DO THIS. Omit the pictures and print exactly the lines of the listing below, starting at the first and ending at the line containing "import React from".
━━ SOURCE EXCERPT ━━
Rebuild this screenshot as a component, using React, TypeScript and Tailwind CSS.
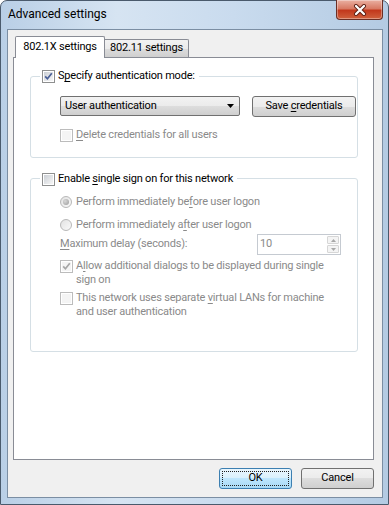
import React from "react";

const font =
  "font-['Roboto','Noto_Sans',sans-serif] text-[11px] tracking-[-0.2px] whitespace-nowrap";
const btnBg =
  "bg-[linear-gradient(#f2f2f2_0%,#ebebeb_50%,#dddddd_50%,#cfcfcf_100%)]";

function U({ children }: { children: React.ReactNode }) {
  return <span className="underline underline-offset-[2px]">{children}</span>;
}

function Check({ checked, disabled }: { checked?: boolean; disabled?: boolean }) {
  return (
    <span
      className={`relative flex h-[13px] w-[13px] shrink-0 items-center justify-center border bg-white ${
        disabled ? "border-[#bcbcbc]" : "border-[#8e8f8f]"
      }`}
    >
      <span
        className={`h-[9px] w-[9px] ${
          disabled
            ? "bg-[#f4f4f4]"
            : "bg-[linear-gradient(135deg,#cbcfd5,#f7f7f7)]"
        }`}
      />
      {checked && (
        <svg className="absolute left-0 top-0" width="11" height="11" viewBox="0 0 11 11">
          <path
            d="M2.2 5.4 L4.4 7.8 L8.8 2.2"
            fill="none"
            stroke={disabled ? "#a6a6a6" : "#4a5f97"}
            strokeWidth="1.7"
          />
        </svg>
      )}
    </span>
  );
}

function Radio({ checked }: { checked?: boolean }) {
  return (
    <span className="flex h-[12px] w-[12px] shrink-0 items-center justify-center rounded-full border border-[#b8b8b8] bg-[linear-gradient(135deg,#e2e2e2,#fafafa)]">
      {checked && (
        <span className="h-[6px] w-[6px] rounded-full bg-[radial-gradient(circle_at_35%_35%,#d8d8d8,#9a9a9a)]" />
      )}
    </span>
  );
}

export default function App() {
  return (
    <div
      className={`${font} flex h-[505px] w-[389px] flex-col rounded-t-[7px] border border-[#4a5a6c] bg-[linear-gradient(90deg,#b9cfe6,#d6e4f2_30%,#c9dbee_60%,#b4cbe3)] pb-[6px] pl-[6px] pr-[5px] text-black`}
    >
      {/* title bar */}
      <div className="relative flex h-[28px] shrink-0 items-center pl-[1px] pb-[2px]">
        <span className="text-[12px] tracking-normal text-black">Advanced settings</span>
        <div className="absolute -top-px right-[0px] flex h-[20px] w-[47px] items-center justify-center rounded-b-[4px] border border-t-0 border-[#6b2f25] bg-[linear-gradient(#eab0a2_0%,#d87a64_45%,#c2381c_55%,#d0613d_100%)] shadow-[inset_0_0_0_1px_rgba(255,255,255,0.35)]">
          <svg width="14" height="12" viewBox="0 0 14 12">
            <path d="M3 2 L11 10 M11 2 L3 10" stroke="#5a1d12" strokeWidth="4" strokeLinecap="round" />
            <path d="M3 2 L11 10 M11 2 L3 10" stroke="#ffffff" strokeWidth="2.3" strokeLinecap="round" />
          </svg>
        </div>
      </div>

      {/* client area */}
      <div className="flex h-[469px] flex-col border border-[#7b8ea3] bg-[#f0f0f0] pt-[6px]">
        {/* tabs */}
        <div className="flex h-[21px] items-end pl-[7px]">
          <div className="relative z-10 -mb-px flex h-[22px] w-[90px] items-center justify-center rounded-t-[2px] border border-b-0 border-[#898c95] bg-white pb-[1px]">
            802.1X settings
          </div>
          <div
            className={`flex h-[18px] w-[84px] items-center justify-center rounded-tr-[2px] border border-b-0 border-l-0 border-[#898c95] ${btnBg}`}
          >
            802.11 settings
          </div>
        </div>

        {/* tab page */}
        <div className="ml-[5px] flex h-[403px] w-[361px] flex-col border border-[#898c95] bg-white">
          {/* group 1 */}
          <div className="ml-[16px] mt-[18px] flex h-[82px] w-[328px] flex-col rounded-[3px] border border-[#d5dfe5]">
            <div className="-mt-[7px] ml-[9px] flex h-[13px] w-fit items-center gap-[3px] bg-white pl-[2px] pr-[4px]">
              <Check checked />
              <span>
                S<U>p</U>ecify authentication mode:
              </span>
            </div>
            <div className="ml-[29px] mt-[13px] flex items-start gap-[12px]">
              <div
                className={`flex h-[20px] w-[180px] items-center justify-between rounded-[2px] border border-[#707070] pl-[4px] pr-[5px] ${btnBg}`}
              >
                <span>User authentication</span>
                <svg width="7" height="4" viewBox="0 0 7 4">
                  <path d="M0 0 H7 L3.5 4 Z" fill="#000" />
                </svg>
              </div>
              <div
                className={`flex h-[21px] w-[104px] items-center justify-center rounded-[3px] border border-[#707070] ${btnBg}`}
              >
                <span>
                  Save <U>c</U>redentials
                </span>
              </div>
            </div>
            <div className="ml-[29px] mt-[10px] flex items-center gap-[3px] text-[#8a8a8a]">
              <Check disabled />
              <span>
                <U>D</U>elete credentials for all users
              </span>
            </div>
          </div>

          {/* group 2 */}
          <div className="ml-[16px] mt-[20px] flex h-[174px] w-[328px] flex-col rounded-[3px] border border-[#d5dfe5]">
            <div className="-mt-[6px] ml-[9px] flex h-[13px] w-fit items-center gap-[3px] bg-white pl-[2px] pr-[4px]">
              <Check />
              <span>
                Enable <U>s</U>ingle sign on for this network
              </span>
            </div>
            <div className="ml-[29px] mt-[9px] flex h-[14px] items-center gap-[4px] text-[#8a8a8a]">
              <Radio checked />
              <span>
                Perform immediately be<U>f</U>ore user logon
              </span>
            </div>
            <div className="ml-[29px] mt-[9px] flex h-[14px] items-center gap-[4px] text-[#8a8a8a]">
              <Radio />
              <span>
                Perform immediately a<U>f</U>ter user logon
              </span>
            </div>
            <div className="ml-[29px] mt-[2px] flex h-[21px] items-center text-[#8a8a8a]">
              <span className="w-[197px]">
                <U>M</U>aximum delay (seconds):
              </span>
              <div className="flex h-[21px] w-[84px] items-stretch border border-[#c5cad1] bg-white">
                <span className="flex flex-1 items-center pl-[2px]">10</span>
                <div className="my-[1px] mr-[1px] flex w-[12px] flex-col gap-px">
                  <div className="flex flex-1 items-center justify-center rounded-[1px] border border-[#d6d6d6] bg-[#f4f4f4]">
                    <svg width="5" height="3" viewBox="0 0 5 3">
                      <path d="M0 3 L2.5 0 L5 3 Z" fill="#a8a8a8" />
                    </svg>
                  </div>
                  <div className="flex flex-1 items-center justify-center rounded-[1px] border border-[#d6d6d6] bg-[#f4f4f4]">
                    <svg width="5" height="3" viewBox="0 0 5 3">
                      <path d="M0 0 L5 0 L2.5 3 Z" fill="#a8a8a8" />
                    </svg>
                  </div>
                </div>
              </div>
            </div>
            <div className="ml-[29px] mt-[4px] flex items-start gap-[3px] leading-[14px] text-[#8a8a8a]">
              <span className="mt-[1px]">
                <Check checked disabled />
              </span>
              <span>
                A<U>l</U>low additional dialogs to be displayed during single
                <br />
                sign on
              </span>
            </div>
            <div className="ml-[29px] mt-[4px] flex items-start gap-[3px] leading-[14px] text-[#8a8a8a]">
              <span className="mt-[1px]">
                <Check disabled />
              </span>
              <span>
                This network uses separate <U>v</U>irtual LANs for machine
                <br />
                and user authentication
              </span>
            </div>
          </div>
        </div>

        {/* buttons */}
        <div className="mt-[8px] flex justify-end gap-[9px] pr-[8px]">
          <div className="relative flex h-[21px] w-[73px] items-center justify-center rounded-[3px] border border-[#3c7fb1] bg-[linear-gradient(#eaf6fd_0%,#d9f0fc_50%,#bee6fd_50%,#a7d9f5_100%)]">
            <span className="absolute inset-[2px] border border-dotted border-[#222]" />
            OK
          </div>
          <div
            className={`flex h-[21px] w-[73px] items-center justify-center rounded-[3px] border border-[#707070] ${btnBg}`}
          >
            Cancel
          </div>
        </div>
      </div>
    </div>
  );
}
━━━
REPLY TO THE TASK.
Rebuild this screenshot as a component, using React, TypeScript and Tailwind CSS.
import React from "react";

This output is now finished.